For the short story Injustices, a stalker is watching a woman dancing in the apartment across the alley as he imagines her listening to Madonna. I heard the song Like a Prayer because it has the right tempo for someone getting ready for work in the morning. Although it’s different than the music I usually listen to, the song helped me pictured the scene more vividly.
When I wrote the story Left-Behind about death and Birthday about a miscarriage I experienced, I listened to Seal’s 1994 album, especially the song, Don’t Cry. A few songs are about mourning, which helped me deal with the feelings of loss.
The poem 1986 brought back my days as a punk girl hanging in New York City. Because I mention the movie Pretty in Pink, I thought about the soundtrack’s influence on me. Two songs from the soundtrack I especially connected with are Wouldn’t it Be Good by Nik Kershaw and Please Please Please Let Me Get What I Want by The Smiths. I was an angst-ridden teen.
Steam Punk is about a caustic relationship. To get in the mood for that, I listened to one of my favorite songs, A Forest by The Cure because of the strong beat and mood.
I recalled my first years of marriage when I wrote First Apartment. Grunge was big then, and I especially loved Smashing Pumpkins. Their album Mellon Collie and the Infinite Sadness played when I wrote it. My favorite song from that album is 1979. It was a coming of age into adolescence song for songwriter and singer, Billy Corgan, and here I am using it as a coming of age into adulthood song for me in the 90s. We’re both experiencing nostalgia.
I actually credit the song Waiting for My Real Life to Begin by Colin Hay for the Revision poem, which humorously portrays writer’s block. In a moment when I was feeling particularly down about my work and thought I’d never become published, I listened to his song over and over.
The song Measure is about my son practising his sax. When he joined jazz band, he always warmed up with the same tune. One day, it struck me how much he’d improved. The song started as an intrusion into our home, and then became pleasant background. When he goes off to college, I will miss it.
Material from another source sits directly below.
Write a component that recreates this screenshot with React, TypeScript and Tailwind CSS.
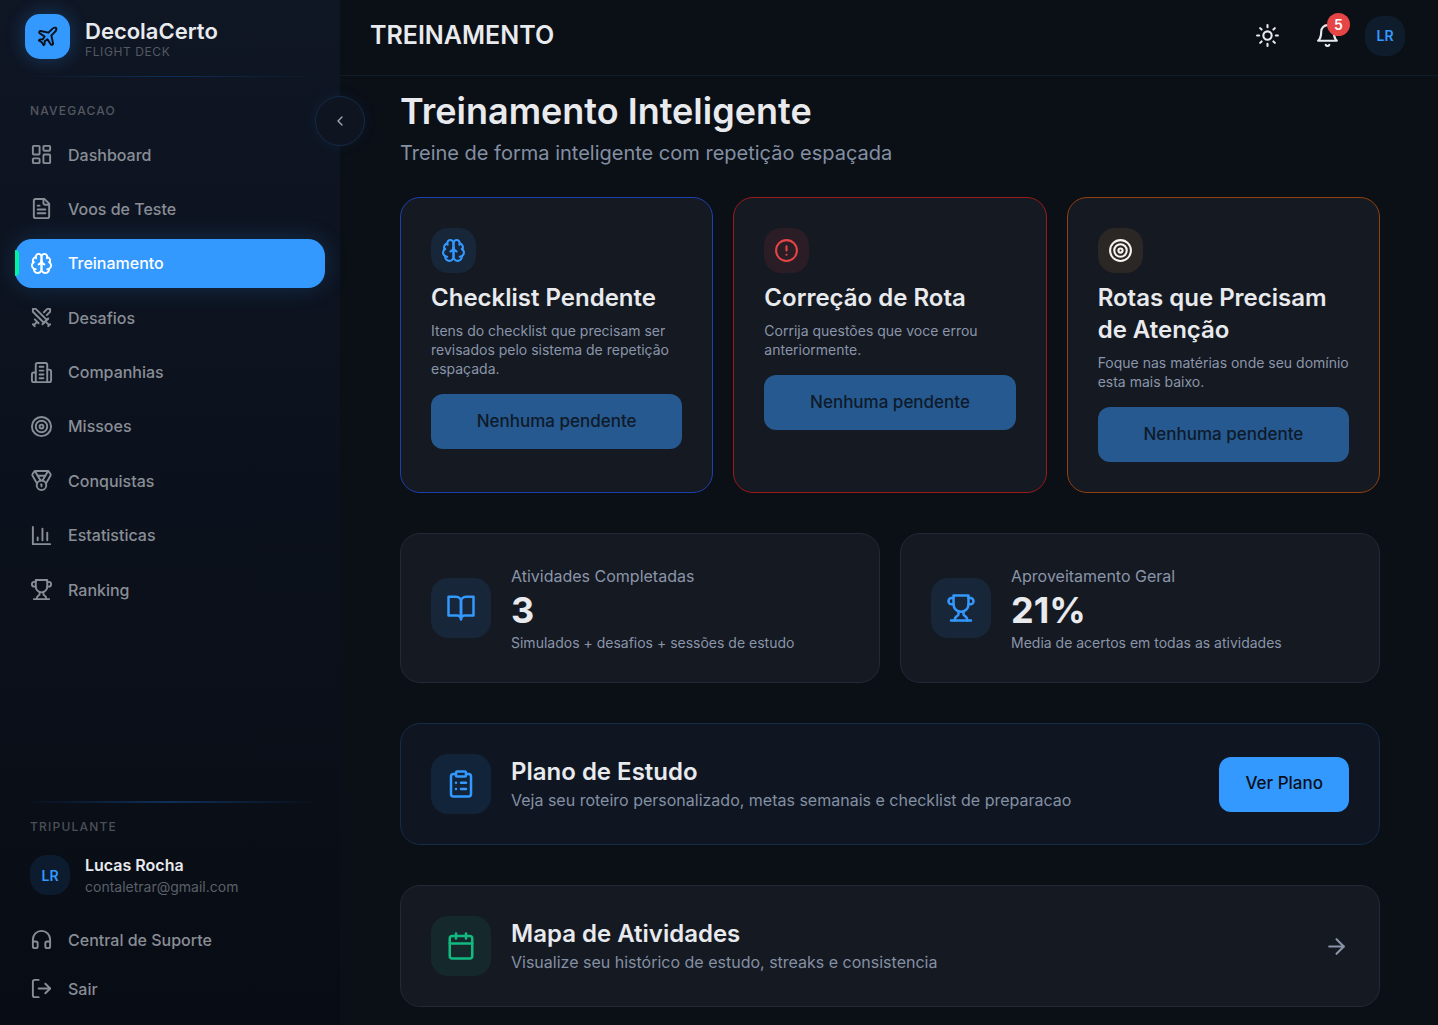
import type { ReactNode } from 'react';
import {
  ArrowRight,
  Calendar,
  ChevronLeft,
  ClipboardList,
  Headphones,
  LayoutDashboard,
  LogOut,
  Medal,
  Plane,
  Sun,
  Swords,
  Target,
} from 'lucide-react';

type IconProps = { size?: number; className?: string };

function Svg({ size = 24, className, children }: IconProps & { children: ReactNode }) {
  return (
    <svg
      width={size}
      height={size}
      viewBox="0 0 24 24"
      fill="none"
      stroke="currentColor"
      strokeWidth={2}
      strokeLinecap="round"
      strokeLinejoin="round"
      className={className}
      aria-hidden="true"
    >
      {children}
    </svg>
  );
}

const Brain = (props: IconProps) => (
  <Svg {...props}>
    <path d="M12 5a3 3 0 1 0-5.997.125 4 4 0 0 0-2.526 5.77 4 4 0 0 0 .556 6.588A4 4 0 1 0 12 18Z" />
    <path d="M12 5a3 3 0 1 1 5.997.125 4 4 0 0 1 2.526 5.77 4 4 0 0 1-.556 6.588A4 4 0 1 1 12 18Z" />
    <path d="M15 13a4.5 4.5 0 0 1-3-4 4.5 4.5 0 0 1-3 4" />
    <path d="M17.599 6.5a3 3 0 0 0 .399-1.375M6.003 5.125A3 3 0 0 0 6.401 6.5" />
    <path d="M3.477 10.896a4 4 0 0 1 .585-.396M19.938 10.5a4 4 0 0 1 .585.396" />
    <path d="M6 18a4 4 0 0 1-1.967-.516M19.967 17.484A4 4 0 0 1 18 18" />
  </Svg>
);

const FileText = (props: IconProps) => (
  <Svg {...props}>
    <path d="M15 2H6a2 2 0 0 0-2 2v16a2 2 0 0 0 2 2h12a2 2 0 0 0 2-2V7Z" />
    <path d="M14 2v4a2 2 0 0 0 2 2h4" />
    <path d="M10 9H8M16 13H8M16 17H8" />
  </Svg>
);

const Building = (props: IconProps) => (
  <Svg {...props}>
    <path d="M6 22V4a2 2 0 0 1 2-2h8a2 2 0 0 1 2 2v18Z" />
    <path d="M6 12H4a2 2 0 0 0-2 2v6a2 2 0 0 0 2 2h2" />
    <path d="M18 9h2a2 2 0 0 1 2 2v9a2 2 0 0 1-2 2h-2" />
    <path d="M10 6h4M10 10h4M10 14h4M10 18h4" />
  </Svg>
);

const BarChart = (props: IconProps) => (
  <Svg {...props}>
    <path d="M3 3v18h18M18 17V9M13 17V5M8 17v-3" />
  </Svg>
);

const Trophy = (props: IconProps) => (
  <Svg {...props}>
    <path d="M6 9H4.5a2.5 2.5 0 0 1 0-5H6M18 9h1.5a2.5 2.5 0 0 0 0-5H18M4 22h16" />
    <path d="M10 14.66V17c0 .55-.47.98-.97 1.21C7.85 18.75 7 20.24 7 22" />
    <path d="M14 14.66V17c0 .55.47.98.97 1.21C16.15 18.75 17 20.24 17 22" />
    <path d="M18 2H6v7a6 6 0 0 0 12 0V2Z" />
  </Svg>
);

const BookOpen = (props: IconProps) => (
  <Svg {...props}>
    <path d="M2 3h6a4 4 0 0 1 4 4v14a3 3 0 0 0-3-3H2z" />
    <path d="M22 3h-6a4 4 0 0 0-4 4v14a3 3 0 0 1 3-3h7z" />
  </Svg>
);

const Bell = (props: IconProps) => (
  <Svg {...props}>
    <path d="M6 8a6 6 0 0 1 12 0c0 7 3 9 3 9H3s3-2 3-9" />
    <path d="M10.3 21a1.94 1.94 0 0 0 3.4 0" />
  </Svg>
);

const AlertCircle = (props: IconProps) => (
  <Svg {...props}>
    <circle cx="12" cy="12" r="10" />
    <path d="M12 8v4M12 16h.01" />
  </Svg>
);

const NAV_ITEMS = [
  { label: 'Dashboard', icon: LayoutDashboard },
  { label: 'Voos de Teste', icon: FileText },
  { label: 'Treinamento', icon: Brain, active: true },
  { label: 'Desafios', icon: Swords },
  { label: 'Companhias', icon: Building },
  { label: 'Missoes', icon: Target },
  { label: 'Conquistas', icon: Medal },
  { label: 'Estatisticas', icon: BarChart },
  { label: 'Ranking', icon: Trophy },
];

const TRAINING_CARDS = [
  {
    title: 'Checklist Pendente',
    text: 'Itens do checklist que precisam ser revisados pelo sistema de repetição espaçada.',
    icon: Brain,
    border: 'border-[#1e40af]',
    tint: 'bg-[#18263a] text-[#3399ff]',
  },
  {
    title: 'Correção de Rota',
    text: 'Corrija questões que voce errou anteriormente.',
    icon: AlertCircle,
    border: 'border-[#991b1b]',
    tint: 'bg-[#2a1d26] text-[#e54545]',
  },
  {
    title: 'Rotas que Precisam de Atenção',
    text: 'Foque nas matérias onde seu domínio esta mais baixo.',
    icon: Target,
    border: 'border-[#92400e]',
    tint: 'bg-[#2b2724] text-[#f5f5f0]',
  },
];

const STATS = [
  { label: 'Atividades Completadas', value: '3', hint: 'Simulados + desafios + sessões de estudo', icon: BookOpen },
  { label: 'Aproveitamento Geral', value: '21%', hint: 'Media de acertos em todas as atividades', icon: Trophy },
];

function Divider({ className }: { className: string }) {
  return <div className={`mx-5 bg-gradient-to-r from-transparent via-[#0e2f58] to-transparent ${className}`} />;
}

function Sidebar() {
  return (
    <aside className="sticky top-0 z-10 flex h-screen w-[340px] shrink-0 flex-col bg-gradient-to-b from-[#0f1624] to-[#080c14]">
      <div className="flex h-[76px] items-center gap-[15px] px-[25px] pb-[3px]">
        <div className="flex size-[45px] items-center justify-center rounded-[15px] bg-[#3399ff] text-[#0b0f17] shadow-[0_0_20px_rgba(51,153,255,0.3)]">
          <Plane size={23} />
        </div>
        <div className="pt-[3px]">
          <p className="text-[22px] leading-[26px] font-semibold text-[#e8eaed]">DecolaCerto</p>
          <p className="text-[12px] leading-[15px] tracking-wider text-[#545962]">FLIGHT DECK</p>
        </div>
      </div>
      <Divider className="h-px" />

      <button
        type="button"
        aria-label="Recolher menu"
        className="absolute top-24 -right-[25px] flex size-[50px] items-center justify-center rounded-full border border-[#142a48] bg-[#0e1521] text-[#a3a9b3] shadow-[0_0_15px_rgba(51,153,255,0.08)]"
      >
        <ChevronLeft size={16} />
      </button>

      <p className="mt-6 px-[30px] text-[12px] leading-5 font-medium tracking-widest text-[#545860]">NAVEGACAO</p>
      <nav className="mt-[9px] flex h-[484px] flex-col justify-between px-[15px]">
        {NAV_ITEMS.map(({ label, icon: Icon, active }) => (
          <a
            key={label}
            href="#"
            className={`relative flex h-[49px] items-center gap-[15px] rounded-[17px] px-[15px] text-[16px] font-medium ${
              active ? 'bg-[#3399ff] text-white shadow-[0_0_25px_rgba(51,153,255,0.2)]' : 'text-[#898e96]'
            }`}
          >
            {active && <span className="absolute left-0 h-[26px] w-1 rounded-r-full bg-[#00f5a0]" />}
            <Icon size={23} />
            {label}
          </a>
        ))}
      </nav>

      <div className="mt-auto pb-3">
        <Divider className="h-0.5" />
        <p className="mt-[14px] px-[30px] text-[12px] leading-5 font-medium tracking-widest text-[#4c5058]">TRIPULANTE</p>
        <div className="mt-4 mb-[18px] flex items-center gap-[15px] px-[30px]">
          <div className="flex size-10 items-center justify-center rounded-[17px] bg-[#0d1b2e] text-[14px] font-semibold text-[#3399ff]">
            LR
          </div>
          <div>
            <p className="text-[16px] leading-6 font-semibold text-[#e8eaed]">Lucas Rocha</p>
            <p className="text-[14px] leading-5 text-[#5b6068]">contaletrar@gmail.com</p>
          </div>
        </div>
        <a href="#" className="flex h-[49px] items-center gap-[15px] px-[30px] text-[16px] font-medium text-[#898e96]">
          <Headphones size={23} />
          Central de Suporte
        </a>
        <button type="button" className="flex h-[49px] w-full items-center gap-[15px] px-[30px] text-[16px] font-medium text-[#898e96]">
          <LogOut size={23} />
          Sair
        </button>
      </div>
    </aside>
  );
}

function Header() {
  return (
    <header className="flex h-[76px] items-center justify-between border-b border-[#111c29] pr-[33px] pb-1 pl-[30px]">
      <p className="text-[25px] font-semibold text-[#e8eaed]">TREINAMENTO</p>
      <div className="flex items-center text-[#e8eaed]">
        <button type="button" aria-label="Alternar tema" className="flex size-[60px] items-center justify-center">
          <Sun size={25} />
        </button>
        <button type="button" aria-label="Notificações" className="relative flex size-[60px] items-center justify-center">
          <Bell size={25} />
          <span className="absolute top-[7px] right-[7px] flex size-[23px] items-center justify-center rounded-full bg-[#e54545] text-[14px] font-semibold text-white">
            5
          </span>
        </button>
        <button
          type="button"
          className="ml-2 flex size-10 items-center justify-center rounded-[17px] bg-[#0e1c2c] text-[14px] font-semibold text-[#3399ff]"
        >
          LR
        </button>
      </div>
    </header>
  );
}

function IconTile({ tint, children }: { tint: string; children: ReactNode }) {
  return <div className={`flex size-[60px] shrink-0 items-center justify-center rounded-[17px] ${tint}`}>{children}</div>;
}

export default function App() {
  return (
    <div className="flex min-h-screen bg-[#0b0f16] font-['Inter',sans-serif]">
      <Sidebar />
      <div className="min-w-0 flex-1">
        <Header />
        <main className="flex flex-col gap-10 pt-[13px] pr-[58px] pb-[18px] pl-[60px]">
          <section>
            <h1 className="text-[36px] leading-[45px] font-semibold text-[#e8eaed]">Treinamento Inteligente</h1>
            <p className="mt-1 text-[20px] leading-[30px] text-[#8490a3]">Treine de forma inteligente com repetição espaçada</p>
            <div className="mt-[29px] grid grid-cols-3 gap-5">
              {TRAINING_CARDS.map(({ title, text, icon: Icon, border, tint }) => (
                <article key={title} className={`rounded-[20px] border bg-[#151922] p-[30px] ${border}`}>
                  <div className={`flex size-[45px] items-center justify-center rounded-[17px] ${tint}`}>
                    <Icon size={25} />
                  </div>
                  <h2 className="mt-[9px] text-[24px] leading-8 font-semibold text-[#e8eaed]">{title}</h2>
                  <p className="mt-[7px] text-[14px] leading-[19px] text-[#8a95a9]">{text}</p>
                  <button
                    type="button"
                    disabled
                    className="mt-4 h-[55px] w-full rounded-xl bg-[#255990] text-[17px] font-medium text-[#0f1a29]"
                  >
                    Nenhuma pendente
                  </button>
                </article>
              ))}
            </div>
          </section>

          <section className="grid grid-cols-2 gap-5">
            {STATS.map(({ label, value, hint, icon: Icon }) => (
              <article key={label} className="flex items-center gap-5 rounded-[20px] border border-[#252933] bg-[#151922] p-[30px]">
                <IconTile tint="bg-[#18263a] text-[#3399ff]">
                  <Icon size={30} />
                </IconTile>
                <div>
                  <p className="text-[16px] leading-6 text-[#8a95a9]">{label}</p>
                  <p className="text-[36px] leading-[45px] font-bold text-[#e8eaed]">{value}</p>
                  <p className="text-[14px] leading-[19px] text-[#8a95a9]">{hint}</p>
                </div>
              </article>
            ))}
          </section>

          <section className="flex items-center gap-5 rounded-[20px] border border-[#132c48] bg-[#0f1622] p-[30px]">
            <IconTile tint="bg-[#12243a] text-[#3399ff]">
              <ClipboardList size={30} />
            </IconTile>
            <div className="flex-1">
              <h2 className="text-[24px] leading-8 font-semibold text-[#e8eaed]">Plano de Estudo</h2>
              <p className="text-[16px] leading-6 text-[#8490a3]">
                Veja seu roteiro personalizado, metas semanais e checklist de preparacao
              </p>
            </div>
            <button type="button" className="h-[55px] rounded-xl bg-[#3399ff] px-[26px] text-[17px] font-medium text-[#0b0f17]">
              Ver Plano
            </button>
          </section>

          <a href="#" className="flex items-center gap-5 rounded-[20px] border border-[#252933] bg-[#151922] p-[30px]">
            <IconTile tint="bg-[#15292d] text-[#12b981]">
              <Calendar size={30} />
            </IconTile>
            <div className="flex-1">
              <h2 className="text-[24px] leading-8 font-semibold text-[#e8eaed]">Mapa de Atividades</h2>
              <p className="text-[16px] leading-6 text-[#8490a3]">Visualize seu histórico de estudo, streaks e consistencia</p>
            </div>
            <ArrowRight size={25} className="text-[#8a95a9]" />
          </a>
        </main>
      </div>
    </div>
  );
}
I don’t have a clip of him practising, but I do have Tank by the Seatbelts.
The last song in the collection that inspired me was The Suburbs by Arcade Fire from the album The Suburbs for the poem Boundaries. I wrote it in response to the hateful political rhetoric I’d been hearing to contrast it with my experience working with immigrant children in a school and also compared it with my children’s experience living in a suburb. For me, the song symbolizes the destruction of the west. It became the perfect background for the feelings I needed to express.
The back cover of Time & Circumstance states: ‘the unrelenting passage of time connects the vignettes’. Reviewing my song choices as a soundtrack, I have a strong sense of nostalgia tying the collection together. It was nice to relive some of my favorite teen songs when writing some of these pieces. I also appreciate the tone of the songs reflecting the many poignant moments throughout the collection.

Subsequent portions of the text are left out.